Des insurrections et autres révoltes populaires
«La voix du peuple n’est que l’expression de l’esprit populaire,
lui- même forgé pour le peuple par les leaders et par ceux qui savent
manipuler l’opinion publique…»
Edward Bernays, 1928.
En ces temps de réajustement majeur du marché, l’ordre social
indispensable au fonctionnement de nos sociétés est gravement menacé.
La réorganisation du système productif, les inconvénients climatiques,
sanitaires et environnementaux inhérents aux indispensables progrès
scientifiques et techniques vont engendrer dans les mois et années à
venir de profonds désordres sociaux aux niveaux national et
international. En France comme ailleurs, les décideurs et la classe
dirigeante (entrepreneurs, financiers, élus politiques, membres de
gouvernances privées comme étatiques) doivent s’attendre à devoir gérer
des contestations, émeutes, et autres formes de désordres populaires.

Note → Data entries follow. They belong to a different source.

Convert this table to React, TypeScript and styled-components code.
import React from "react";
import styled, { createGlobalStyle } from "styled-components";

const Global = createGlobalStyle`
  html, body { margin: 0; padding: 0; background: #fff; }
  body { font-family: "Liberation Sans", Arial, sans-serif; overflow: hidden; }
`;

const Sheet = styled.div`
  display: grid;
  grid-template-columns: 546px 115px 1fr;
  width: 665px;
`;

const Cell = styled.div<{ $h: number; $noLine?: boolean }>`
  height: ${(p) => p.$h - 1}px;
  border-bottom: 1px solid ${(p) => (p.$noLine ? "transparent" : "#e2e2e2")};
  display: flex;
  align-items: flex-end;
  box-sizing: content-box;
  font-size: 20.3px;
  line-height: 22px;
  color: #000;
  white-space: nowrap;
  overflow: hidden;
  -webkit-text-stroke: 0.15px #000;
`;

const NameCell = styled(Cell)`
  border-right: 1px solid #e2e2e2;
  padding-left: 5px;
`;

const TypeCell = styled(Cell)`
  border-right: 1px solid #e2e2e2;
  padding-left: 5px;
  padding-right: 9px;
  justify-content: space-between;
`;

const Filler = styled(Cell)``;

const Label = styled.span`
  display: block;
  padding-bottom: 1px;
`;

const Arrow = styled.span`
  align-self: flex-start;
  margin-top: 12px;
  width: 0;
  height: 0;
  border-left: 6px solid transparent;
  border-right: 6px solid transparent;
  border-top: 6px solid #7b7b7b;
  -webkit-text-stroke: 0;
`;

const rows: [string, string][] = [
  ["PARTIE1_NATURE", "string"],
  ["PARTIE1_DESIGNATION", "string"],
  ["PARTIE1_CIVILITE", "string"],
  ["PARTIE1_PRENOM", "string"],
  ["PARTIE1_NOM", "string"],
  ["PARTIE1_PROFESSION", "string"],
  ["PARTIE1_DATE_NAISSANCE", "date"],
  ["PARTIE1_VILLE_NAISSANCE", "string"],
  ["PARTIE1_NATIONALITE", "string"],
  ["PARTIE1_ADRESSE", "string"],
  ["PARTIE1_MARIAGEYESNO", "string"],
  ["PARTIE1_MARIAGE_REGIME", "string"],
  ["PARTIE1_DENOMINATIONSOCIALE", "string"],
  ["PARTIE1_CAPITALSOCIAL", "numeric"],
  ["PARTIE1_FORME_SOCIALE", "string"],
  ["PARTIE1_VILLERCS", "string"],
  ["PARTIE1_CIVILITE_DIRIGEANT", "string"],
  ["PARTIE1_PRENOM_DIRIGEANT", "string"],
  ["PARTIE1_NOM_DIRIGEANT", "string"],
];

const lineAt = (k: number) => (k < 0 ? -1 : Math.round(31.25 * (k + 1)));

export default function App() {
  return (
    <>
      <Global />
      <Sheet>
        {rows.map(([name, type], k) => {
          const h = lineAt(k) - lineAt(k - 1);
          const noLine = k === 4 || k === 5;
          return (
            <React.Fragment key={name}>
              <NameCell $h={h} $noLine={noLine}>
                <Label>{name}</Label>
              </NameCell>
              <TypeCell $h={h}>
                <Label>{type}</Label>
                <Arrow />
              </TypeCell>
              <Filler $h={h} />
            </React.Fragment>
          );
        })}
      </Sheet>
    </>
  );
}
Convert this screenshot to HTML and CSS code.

Certes, la société moderne, notamment en France, possède les moyens de
surveillance et de coercition nécessaires au maintien de l’ordre et à
la protection des biens. Mais, en accord avec les principes de base de
la gestion des social-démocraties, la communication et la manipulation
des populations doivent être mises en œuvre en amont de l’usage de la
coercition de grande ampleur. Cet opuscule a pour objet de rappeler,
aux décideurs ayant en charge la gestion des populations, les
manipulations à mettre en place pour saboter toute tentative populaire
de remise en cause de l’ordre établi.
Les cinq phases d’une insurrection et les bonnes réponses
1. Écouter, Ficher, Infiltrer : Les licenciements, la nécessaire baisse
des aides sociales, la paupérisation d’une partie de la population vont
rapidement provoquer des désordres qui demeureront limités tant que les
partenaires syndicaux réussiront à éviter les jonctions entre les
secteurs en crise. Il existe cependant une mince frange de la
population, politisée, qui tentera, afin d’établir un rapport de force
en sa faveur, de généraliser la contestation. Les altermondialistes,
les anarchistes et autres groupes opposés au système doivent être dès
le départ repérés, infiltrés, voire accompagnés, afin de mieux juger de
leurs modes d’action et de leur nocivité potentielle. En cas de
situation confuse, mieux vaut créer un groupe politisé radical qui
drainera les individus les plus décidés et permettra leur surveillance,
leur manipulation et leur arrestation au moment opportun. Les milieux
militants radicaux, constitués majoritairement d’individus instruits,
ont une propension étonnante à produire du discours sur toute forme de
support (tract, affiche, opuscule, e-mail, site web, vidéo de scènes de
conflit), nous offrant là une source inépuisable de manipulation et de
sabotage par désinformation. Forces en présence, individus impliqués,
actions prévues : la simple surveillance du réseau Internet permet
aisément de répondre à ces questions.
2. Mettre en action partenaires syndicaux et partis de gauche : La
contestation s’organise et s’étend ? Mettre en marche la contestation
syndicale. Grèves partielles et limitées, pétitions, manifestations de
rue, occupations provisoires de lieux publics ou d’entreprises,
spectacles de soutien, débordements contrôlés, toutes ces techniques
auxquelles sont rompus les syndicalistes, auront pour fonction
d’appauvrir financièrement les contestataires et de les épuiser.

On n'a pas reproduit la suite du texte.